Walking inside is like walking back in time. The bright textile colors featuring the Leon de Lyon logo are balanced out by dark wood trim and black and white photos of the famous that have dined before you line the hallway walking back to the dining room. Whether it be myth, legend, or something nearer to truth, Leon de Lyon is known worldwide for “surrendering” the two Michelin stars granted it previously. The story is that Chef Jean-Paul Lacombe (who’s office and between-service nap-time quarters are upstairs of the dining room) wanted to prevent his restaurant from having to raise prices to continue to be associated with the Michelin ratings.

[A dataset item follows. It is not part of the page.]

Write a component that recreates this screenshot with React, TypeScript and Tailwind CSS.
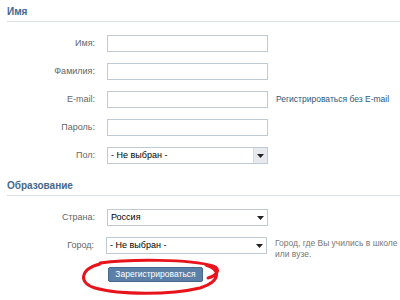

Believe what you will but the inescapable truth is that the dining room hosted the 1996 G7 Summit with President Jacques Chirac hosting President Bill Clinton, among others.
I’m provided the option of the daily menu, which for 24.50 Euro gives me the choice of an entree and main course. The sounds of the brasserie transport me to another time and place. There’s silver clanking against the porcelain dishes in the dining room. Wooden spoons scrape and bang and stir in copper pots in the kitchen.
My first course is a terrine of beef; I catch myself thinking: “how simple.” But then what is amazing about this dish is the lack of fat. It’s fresh. Frankly, it’s light. It pulls apart from its mold so perfectly that the sweet jelly on top covers every stretched piece of beef. When I think about how easy this would be to make, I’m reminded of leftovers of steak or pulled brisket or tri-tip and that glaze of fat on the meat that is just always there. It’s not in Leon de Lyon’s terrine of beef, anyway.
Before my main comes, I switch from a rose to a red wine. The “bouchon” style is intended that the patron and the proprietor are close. I feel that way from my waiter who tells me what he drinks when he eats these two dishes. Not what he would drink; what he drinks. I notice this distinction when I take the first bite of my duckling cooked pink with cranberry sauce and pair it with my red Rhone valley wine. And then when I savor the mushrooms studded with thyme and rosemary, Chef Lacombe greets each table before bounding up the stairs to his office. It’s a Thursday afternoon in March; hard to believe.
* * *
It’s night-time in Lyon. The humidity earlier in the day caused heavy thunderstorms. The warmly lit Basilique Notre Dame de Fourviere and Cathedrale Saint-Jean Baptiste glow amid the downpours and sounds of saints bowling above me. I walk south toward Place Bellecour and my evening dinner reservation at Paul Bocuse’s Le Sud. If I didn’t have my heart set on one of the Bocuse restaurants, the brasserie and bouchon along the Rue des Marronniers are tempting enough to stop in,
Le Sud is Bocuse’s seafood place and the decor tells that story. First, there is an “outside” space covered by large windows opened onto a gorgeous open courtyard. Second, we notice that the space is decorated by white-washed wood paneling, oars, flotation devices, and anchors signaling that we are in for a seafood dinner. Third, the bright colors of Le Sud place-settings scream south of France… Mediterranean.
The wine list, service, and food continue the tale. I ask for the freshest thing in-house and I’m told about a fish caught earlier in the day. It’s filleted perfectly and served with sun-dried tomatoes, roasted zucchini, and sauteed garlic. The waiter brings me a half carafe of a Sancerre the chef recommends for the fish. And, again, the wine pairing suggestion feels like you are in someone’s home.
* * *
It’s the end of my night in Lyon. The city has entranced me. Maybe it’s the Sancerre I had at Le Sud. Or it could be the night cap at Eat & Drink’s. Or the way the city hall reflects in the wet pavement.
But really its how I was treated eating just two meals in Lyon. The bouchon style where the proprietor makes you feel like part of his family in his home made all of these meals so much more special. We connected: over food, over wine, over the experience of eating in Lyon. While simple, it was everything I could have wanted.